Among the fresh-water
pulmonifera, Lymnea longiscata (Figure 171) and Planorbis discus (Figure 170)
are the most generally distributed: the latter represents or takes the place of
the Planorbis euomphalus (see Figure 175) of the more ancient Headon series.
Chara tuberculata (Figure 172) is the characteristic Bembridge gyrogonite or
seed-vessel.
(FIGURE 173. Anoplotherium commune. Binstead, Isle of Wight.
Lower molar tooth, natural size.)
(FIGURE 174. Palaeotherium magnum, Cuvier.)
(FIGURE 175. Planorbis euomphalus, Sowerby. Headon Hill. 1/2 diameter.)
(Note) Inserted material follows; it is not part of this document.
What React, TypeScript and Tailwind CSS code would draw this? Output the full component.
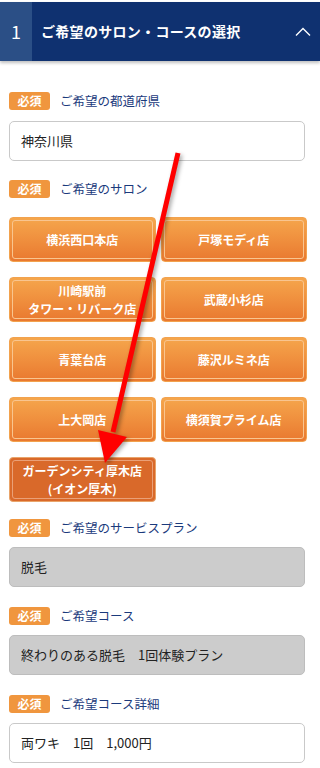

From this formation on the shores of Whitecliff Bay, Dr. Mantell obtained a fine
specimen of a fan palm, Flabellaria Lamanonis, Brong., a plant first obtained
from beds of corresponding age in the suburbs of Paris. The well-known building-
stone of Binstead, near Ryde, a limestone with numerous hollows caused by
Cyrenae which have disappeared and left the moulds of their shells, belongs to
this subdivision of the Bembridge series. In the same Binstead stone Mr. Pratt
and the Reverend Darwin Fox first discovered the remains of mammalia
characteristic of the gypseous series of Paris, as Palaeotherium magnum (Figure
174), Palaeotherium medium, Palaeotherium minus, Palaeotherium minimum,
Palaeotherium curtum, Palaeotherium crassum; also Anoplotherium commune (Figure
173), Anoplotherium secundarium, Dichobune cervinum, and Chaeropotamus Cuvieri.